La parabola della vita somiglia più al cammino di
Santiago che alla passeggiata pomeridiana sul corso. Questa si consuma in
un’oretta, non ha una meta precisa, serve soltanto per distendersi, sbirciare
le vetrine, salutare i conoscenti… Quello ha una destinazione lontana, sognata
a lungo, dura giorni e giorni, costa fatica.
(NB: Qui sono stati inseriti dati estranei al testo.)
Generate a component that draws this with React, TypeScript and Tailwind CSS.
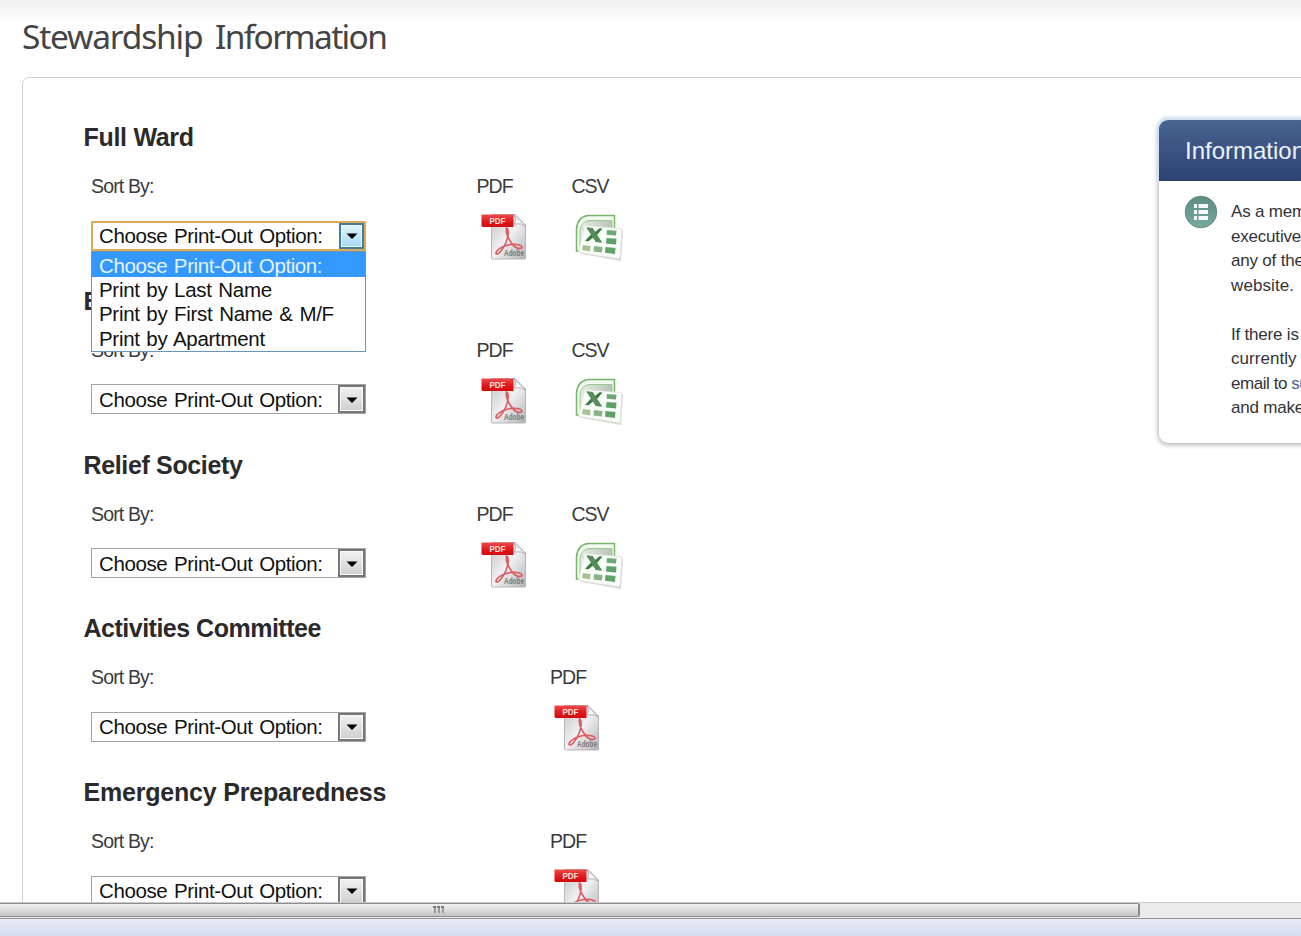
type SectionData = { title: string; csv: boolean; open?: boolean; tracking: string };

const sections: SectionData[] = [
  { title: "Full Ward", csv: true, open: true, tracking: "tracking-[-0.3px]" },
  { title: "Elders Quorum", csv: true, tracking: "tracking-[-0.3px]" },
  { title: "Relief Society", csv: true, tracking: "tracking-[-0.35px]" },
  { title: "Activities Committee", csv: false, tracking: "tracking-[-0.5px]" },
  { title: "Emergency Preparedness", csv: false, tracking: "tracking-[-0.2px]" },
];

const options = [
  "Choose Print-Out Option:",
  "Print by Last Name",
  "Print by First Name & M/F",
  "Print by Apartment",
];

function PdfIcon() {
  return (
    <svg width="46" height="48" viewBox="0 0 46 48" className="block">
      <defs>
        <linearGradient id="page" x1="0" y1="0" x2="1" y2="1">
          <stop offset="0" stopColor="#c4c4c7" />
          <stop offset="0.5" stopColor="#f0f0f2" />
          <stop offset="1" stopColor="#b4b4b8" />
        </linearGradient>
        <linearGradient id="banner" x1="0" y1="0" x2="0" y2="1">
          <stop offset="0" stopColor="#ee4b4b" />
          <stop offset="0.5" stopColor="#df1d20" />
          <stop offset="1" stopColor="#d3080c" />
        </linearGradient>
      </defs>
      <path d="M11 1.500H34L44.500 12V45Q44.500 46 43.500 46H11.500Q10.500 46 10.500 45V2Z" fill="url(#page)" stroke="#a9a9ad" strokeWidth="0.8" />
      <path d="M33 1.500Q36 6 33.500 11Q40 9.500 44.500 13Z" fill="#fafafa" stroke="#999" strokeWidth="0.7" />
      <path d="M25.500 15C24.500 19 27 25 30.500 30C33.500 35 39 37 41 34.500C41 31.500 33 30.500 27 32C20 33.500 14.500 38 15 40.500C17 43 22 36.500 25 29.500C27.500 23.500 28 16 25.500 15Z" fill="none" stroke="#dc5a60" strokeWidth="1.600" />
      <path d="M0.500 1.500H32.500V14H2Q0.500 14 0.500 12.500Z" fill="url(#banner)" />
      <text x="8.500" y="11" fontFamily="Liberation Sans, sans-serif" fontWeight="bold" fontSize="8.500" textLength="16" lengthAdjust="spacingAndGlyphs" fill="#ffe0da">PDF</text>
      <text x="23" y="43" fontFamily="Liberation Sans, sans-serif" fontWeight="bold" fontSize="8.500" textLength="20" lengthAdjust="spacingAndGlyphs" fill="#77777b">Adobe</text>
    </svg>
  );
}

function SheetIcon() {
  return (
    <svg width="50" height="50" viewBox="0 0 50 50" className="block">
      <defs>
        <linearGradient id="back" x1="0" y1="0" x2="1" y2="0">
          <stop offset="0" stopColor="#e3efe0" />
          <stop offset="1" stopColor="#b9c2ba" />
        </linearGradient>
      </defs>
      <path d="M14 2.500H40.500V38H2.500V16Q3.500 4 14 2.500Z" fill="#f3faf0" stroke="#74b867" strokeWidth="1.500" />
      <path d="M15 7.500H38V36H6V18Q7 8.500 15 7.500Z" fill="url(#back)" stroke="#9cc893" strokeWidth="1" />
      <path d="M11.500 14L49 16.800L47 48L5.500 40.500Z" fill="#aab0aa" opacity="0.500" />
      <path d="M10.500 12.500L48 15.800L46 46L4.500 39.500Z" fill="#fafcf9" stroke="#dce2da" strokeWidth="0.700" />
      <path d="M12.500 14.500L18.500 15L21 19L25.500 15.200L28.500 15.500L23 22L28 29.500L22 29L19 24.500L14.500 28.200L11 28L17 21.500Z" fill="#3a7c43" />
      <path d="M12.500 14.500L18.500 15L28 29.500L22 29Z" fill="#568f59" />
      <path d="M33 17L42.500 17.800L42 22.500L32.600 21.700Z" fill="#6ba873" />
      <path d="M32.500 25L42.500 25.800L42 31.500L32 30.600Z" fill="#5c9f67" />
      <path d="M9 32L16.500 33L16 38.500L8 37Z" fill="#a6c290" />
      <path d="M20 33L28.500 34L28 39.500L19.500 38.500Z" fill="#88b384" />
      <path d="M31.500 34L41.500 35L41 41L31 39.800Z" fill="#5fa269" />
    </svg>
  );
}

function Select({ open }: { open?: boolean }) {
  return (
    <div className="relative h-[30px] w-[275px]">
      <div
        className={
          open
            ? "flex h-full items-stretch rounded-[1px] border-2 border-[#dcaa57] bg-white pl-[6px]"
            : "flex h-full items-stretch border border-[#a2a2a4] bg-white pl-[7px]"
        }
      >
        <span className="flex-1 self-center pt-[1px] text-[20.5px] leading-[24px] tracking-[-0.4px] [word-spacing:1.5px] whitespace-nowrap text-[#111]">
          {options[0]}
        </span>
        <span
          className={
            open
              ? "flex w-[25px] items-center justify-center border-2 border-[#477b9c] bg-linear-to-b from-[#e2f4fc] to-[#a5d8f2] shadow-[inset_0_0_0_1px_#eefaff]"
              : "flex w-[27px] items-center justify-center border-2 border-[#777] bg-linear-to-b from-[#f2f2f2] to-[#cfcfcf] shadow-[inset_0_0_0_1px_#fafafa]"
          }
        >
          <svg width="12" height="7" viewBox="0 0 12 7" className="mt-[2px]">
            <path d="M0.500 0.500H11.500L6 6Z" fill="#000" />
          </svg>
        </span>
      </div>
      {open && (
        <ul className="absolute top-[30px] left-0 z-10 h-[101px] w-[275px] border border-[#6a95c0] bg-white text-[20.5px] tracking-[-0.3px] [word-spacing:1.3px] text-[#111]">
          {options.map((o, i) => (
            <li
              key={o}
              className={
                i === 0
                  ? "h-[25px] bg-[#3399ff] pl-[7px] leading-[27px] tracking-[-0.4px] whitespace-nowrap text-[#e6f3ff]"
                  : "h-[24.5px] pl-[7px] leading-[26px] whitespace-nowrap"
              }
            >
              {o}
            </li>
          ))}
        </ul>
      )}
    </div>
  );
}

function Section({ title, csv, open, tracking }: SectionData) {
  return (
    <section className="h-[163.75px]">
      <h2 className={`h-[34px] pl-[0.5px] text-[25px] leading-[34px] font-bold whitespace-nowrap text-[#2a2a2c] ${tracking}`}>{title}</h2>
      <div className="flex pt-[20px] pl-[8px] text-[19.5px] leading-[24px] text-[#3a3a3e]">
        <div className={csv ? "w-[385.5px]" : "w-[459px]"}>
          <div className="mb-[22.5px] h-[24px] tracking-[-0.85px]">Sort By:</div>
          <Select open={open} />
        </div>
        <div className="w-[95px]">
          <div className="mb-[15px] h-[24px] tracking-[-0.9px]">PDF</div>
          <div className="pl-[4px]">
            <PdfIcon />
          </div>
        </div>
        {csv && (
          <div className="w-[95px]">
            <div className="mb-[15px] h-[24px] tracking-[-1px]">CSV</div>
            <div className="pl-[2px]">
              <SheetIcon />
            </div>
          </div>
        )}
      </div>
    </section>
  );
}

function InfoPanel() {
  return (
    <aside className="mt-[42px] h-[323px] w-[330px] shrink-0 rounded-[9px] bg-white shadow-[0_1px_5px_1px_#b4b4b8]">
      <h3 className="h-[61px] rounded-t-[9px] bg-linear-to-b from-[#49648f] to-[#2c4273] pl-[26px] text-[24px] leading-[62px] text-[#eef2fa] shadow-[0_-1px_3px_2px_#d3e1f4]">
        Information
      </h3>
      <div className="relative flex gap-[13px] bg-white pt-[14px] pl-[25px]">
        <svg width="34" height="34" viewBox="0 0 34 34" className="shrink-0">
          <defs>
            <linearGradient id="disc" x1="0" y1="0" x2="0" y2="1">
              <stop offset="0" stopColor="#5d8c81" />
              <stop offset="1" stopColor="#78aa9d" />
            </linearGradient>
          </defs>
          <circle cx="17" cy="17" r="15.800" fill="url(#disc)" stroke="#557e75" strokeWidth="0.800" />
          <path d="M10 9h3v4h-3zM14.500 9H24v4h-9.500zM10 15h3v4h-3zM14.500 15H24v4h-9.500zM10 21h3v4h-3zM14.500 21H24v4h-9.500z" fill="#f4faf8" />
        </svg>
        <div className="pt-[5px] text-[17px] leading-[24.5px] tracking-[-0.2px] whitespace-nowrap text-[#333337]">
          <p>As a member of the</p>
          <p>executive committee</p>
          <p>any of the lists on this</p>
          <p className="tracking-[0.1px]">website.</p>
          <p className="pt-[24.5px]">If there is a list not</p>
          <p className="tracking-[0.05px]">currently available</p>
          <p className="tracking-[-0.45px]">
            email to <a className="text-[#4a62a0]">support</a>
          </p>
          <p>and make a request</p>
        </div>
      </div>
    </aside>
  );
}

export default function App() {
  return (
    <div className="flex h-[936px] w-[1301px] flex-col overflow-hidden bg-white font-['Liberation_Sans',Arial,sans-serif]">
      <main className="h-[902px] overflow-hidden bg-linear-to-b from-[#f1f1f1] to-white to-[22px]">
        <h1 className="h-[77px] pt-[14px] pl-[22px] font-['Noto_Sans',sans-serif] text-[33.5px] leading-[44px] tracking-[-1.2px] whitespace-nowrap text-[#444446] [word-spacing:5px]">
          Stewardship <span className="tracking-[-1.65px]">Information</span>
        </h1>
        <div className="ml-[22px] flex h-[900px] w-[1500px] rounded-tl-[7px] border border-[#cfcfcf] bg-white">
          <div className="w-[1136px] shrink-0 pt-[42px] pl-[60px]">
            {sections.map((s) => (
              <Section key={s.title} {...s} />
            ))}
          </div>
          <InfoPanel />
        </div>
      </main>
      <div className="h-[17px] shrink-0 border-t border-b border-t-[#c9c9c9] border-b-[#929298] bg-[#ebebeb]">
        <div className="flex h-[14px] w-[1140px] justify-start rounded-r-[2px] border-y border-r-2 border-[#8d8d8f] bg-linear-to-b from-[#f1f1f1] via-[#dedede] to-[#c3c3c3] pl-[433px]">
          <svg width="12" height="8" viewBox="0 0 12 8" className="mt-[2px]">
            <path d="M0 1h3M4 1h3M8 1h3" stroke="#555" strokeWidth="1.500" />
            <path d="M2 1v6M6 1v6M10 1v6" stroke="#777" strokeWidth="1.300" />
          </svg>
        </div>
      </div>
      <div className="h-[17px] shrink-0 bg-linear-to-b from-[#e7ebf4] to-[#d2ddf0]" />
    </div>
  );
}
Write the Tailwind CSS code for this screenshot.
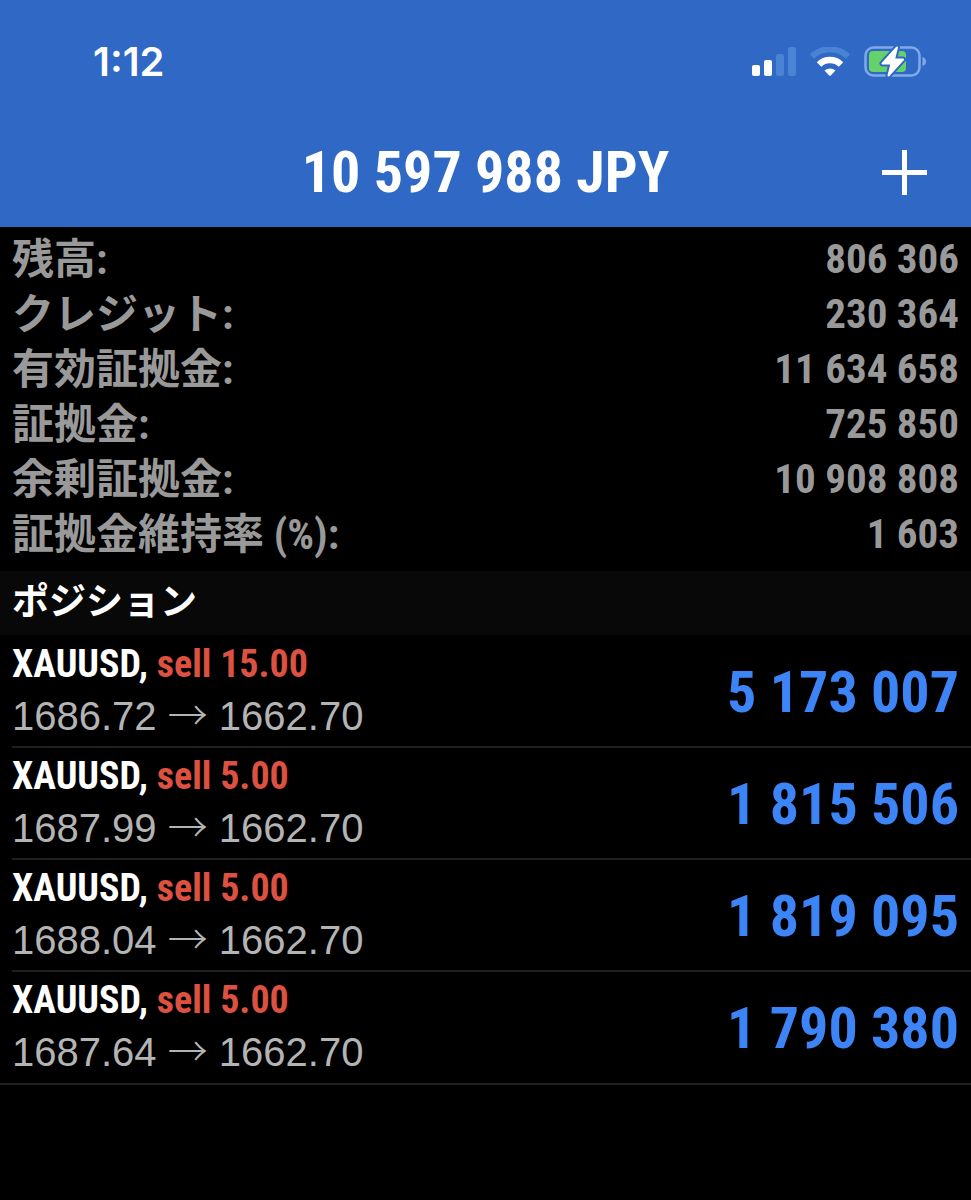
<!DOCTYPE html>
<html lang="ja">
<head>
  <meta charset="UTF-8" />
  <meta name="viewport" content="width=device-width, initial-scale=1.0" />
  <title>ポジション</title>
  <script src="https://cdn.jsdelivr.net/npm/@tailwindcss/browser@4"></script>
</head>
<body class="min-h-screen bg-black font-['Roboto_Condensed','Noto_Sans_CJK_JP',sans-serif] font-bold text-white">

  <header class="bg-[#2f68c5]">
    <!-- status bar -->
    <div class="flex h-[118px] items-center justify-between pt-[6px] pr-[45px] pl-[93px]">
      <span class="font-['Inter',sans-serif] text-[40px] font-semibold">1:12</span>
      <div class="flex items-center gap-[14px]">
        <svg class="h-[30px] w-[44px]" viewBox="0 0 44 30" fill="#fff" aria-hidden="true">
          <rect x="0" y="18" width="8" height="11" rx="2" />
          <rect x="12" y="13" width="8" height="16" rx="2" />
          <rect x="24" y="7" width="8" height="22" rx="2" fill="#4a82d4" />
          <rect x="36" y="0" width="8" height="29" rx="2" fill="#4a82d4" />
        </svg>
        <svg class="h-[30px] w-[40px]" viewBox="0 0 40 30" fill="none" stroke-width="6" aria-hidden="true">
          <path d="M2 9.500a26 26 0 0 1 36 0" stroke="#4a82d4" />
          <path d="M9 17.500a16 16 0 0 1 22 0" stroke="#fff" stroke-width="6.500" />
          <path d="M14.500 23.500a8.500 8.500 0 0 1 11 0L20.800 28.500q-.8.700-1.600 0Z" fill="#fff" />
        </svg>
        <svg class="h-[34px] w-[62px]" viewBox="0 0 62 34" aria-hidden="true">
          <rect x="1.500" y="2.500" width="54" height="28" rx="8" fill="none" stroke="#82a9e6" stroke-width="2.500" />
          <path d="M58.500 12v9q3.500-1 3.500-4.500T58.500 12Z" fill="#82a9e6" />
          <rect x="5" y="6" width="37" height="21" rx="4" fill="#64d268" />
          <path d="M33 2.500 18.500 18.500h9L24.500 30.500 39 14.500H30Z" fill="none" stroke="#2f68c5" stroke-width="6" stroke-linejoin="round" />
          <path d="M33 2.500 18.500 18.500h9L24.500 30.500 39 14.500H30Z" fill="#fff" stroke="#fff" stroke-width="2" stroke-linejoin="round" />
        </svg>
      </div>
    </div>
    <!-- title bar -->
    <div class="grid h-[109px] grid-cols-[1fr_auto_1fr] items-center px-[44px]">
      <h1 class="col-start-2 text-[58px] leading-[109px]">10 597 988 JPY</h1>
      <button type="button" aria-label="新規注文" class="justify-self-end">
        <svg class="h-[45px] w-[45px]" viewBox="0 0 45 45" stroke="#fff" stroke-width="5"><path d="M22.500 0v45M0 22.500h45" /></svg>
      </button>
    </div>
  </header>

  <main>
    <dl class="px-3 pt-[5px] pb-[9px] text-[42px] leading-[55px] text-[#999]">
      <div class="flex justify-between"><dt>残高:</dt><dd class="text-[41px]">806 306</dd></div>
      <div class="flex justify-between"><dt>クレジット:</dt><dd class="text-[41px]">230 364</dd></div>
      <div class="flex justify-between"><dt>有効証拠金:</dt><dd class="text-[41px]">11 634 658</dd></div>
      <div class="flex justify-between"><dt>証拠金:</dt><dd class="text-[41px]">725 850</dd></div>
      <div class="flex justify-between"><dt>余剰証拠金:</dt><dd class="text-[41px]">10 908 808</dd></div>
      <div class="flex justify-between"><dt>証拠金維持率 (%):</dt><dd class="text-[41px]">1 603</dd></div>
    </dl>

    <h2 class="bg-[#080808] px-3 text-[37px] leading-[64px]">ポジション</h2>

    <ul class="pt-px">
      <li class="pl-3">
        <div class="flex h-[112px] items-center justify-between border-b-2 border-[#1f1f1f] pr-3">
          <div class="pb-1">
            <p class="text-[38px] leading-[50px]">XAUUSD, <span class="text-[#dd5142]">sell 15.00</span></p>
            <p class="font-['Liberation_Sans','Noto_Sans_CJK_JP',sans-serif] text-[40px] leading-[48px] font-normal text-[#b4b4b4]">1686.72 <span class="font-['Noto_Sans_CJK_JP',sans-serif] font-light">→</span> 1662.70</p>
          </div>
          <p class="pt-[2px] text-[58px] text-[#3d84f7]">5 173 007</p>
        </div>
      </li>
      <li class="pl-3">
        <div class="flex h-[112px] items-center justify-between border-b-2 border-[#1f1f1f] pr-3">
          <div class="pb-1">
            <p class="text-[38px] leading-[50px]">XAUUSD, <span class="text-[#dd5142]">sell 5.00</span></p>
            <p class="font-['Liberation_Sans','Noto_Sans_CJK_JP',sans-serif] text-[40px] leading-[48px] font-normal text-[#b4b4b4]">1687.99 <span class="font-['Noto_Sans_CJK_JP',sans-serif] font-light">→</span> 1662.70</p>
          </div>
          <p class="pt-[2px] text-[58px] text-[#3d84f7]">1 815 506</p>
        </div>
      </li>
      <li class="pl-3">
        <div class="flex h-[112px] items-center justify-between border-b-2 border-[#1f1f1f] pr-3">
          <div class="pb-1">
            <p class="text-[38px] leading-[50px]">XAUUSD, <span class="text-[#dd5142]">sell 5.00</span></p>
            <p class="font-['Liberation_Sans','Noto_Sans_CJK_JP',sans-serif] text-[40px] leading-[48px] font-normal text-[#b4b4b4]">1688.04 <span class="font-['Noto_Sans_CJK_JP',sans-serif] font-light">→</span> 1662.70</p>
          </div>
          <p class="pt-[2px] text-[58px] text-[#3d84f7]">1 819 095</p>
        </div>
      </li>
      <li class="border-b-2 border-[#1f1f1f] pl-3">
        <div class="flex h-[111px] items-center justify-between pr-3">
          <div class="pb-1">
            <p class="text-[38px] leading-[50px]">XAUUSD, <span class="text-[#dd5142]">sell 5.00</span></p>
            <p class="font-['Liberation_Sans','Noto_Sans_CJK_JP',sans-serif] text-[40px] leading-[48px] font-normal text-[#b4b4b4]">1687.64 <span class="font-['Noto_Sans_CJK_JP',sans-serif] font-light">→</span> 1662.70</p>
          </div>
          <p class="pt-[2px] text-[58px] text-[#3d84f7]">1 790 380</p>
        </div>
      </li>
    </ul>
  </main>

</body>
</html>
La vita non è una corsa dei 100
metri con scatto veloce, somiglia più a una maratona, che si misura sulle
lunghe distanze e domanda un camminare sicuro e costante… Sì, ci vuole proprio
perseveranza per percorrere una strada impegnativa e raggiungere una meta
lontana.
Nell’etimologia del “perseverare” c’è un per,
che significa “a lungo”, e un severus, che significa “rigoroso”. Implica
una decisione presa con lucidità, ben ponderata, un avvio animato da una
passione, una mèta sicura che richiede fedeltà, coerenza lungo tutto il
percorso, soprattutto quando si fa impegnativo e difficile. È evidente quando
si vuole imparare a suonare uno strumento, a conseguire una laurea. Quando
invece si tratta di costruire dei rapporti, un’amicizia, una famiglia? Allora
sembra che basti il sentimento, che pure è mutevole e passeggero,
l’improvvisazione, la spontaneità. È così che gli impegni pattuiti, le
relazioni personali, le scelte fatte si sciolgono con tanta facilità (e
lasciano spesso ferite insanabili). La vita non può essere presa alla leggera,
esige disciplina, rigore, costanza, fattori necessari perché nasca ogni opera
d’arte, e tale dovrebbe risultare il compimento di una vita. Senza perseveranza
il cammino di Santiago si ferma a metà, un fallimento e cosa racconterai? Anche
il cammino della vita senza perseveranza è un amore senza storia. E l’amore ha
bisogno di una storia, bella, avventurosa, feconda, compiuta, altrimenti che
amore è? Che vita è la vita senza una storia?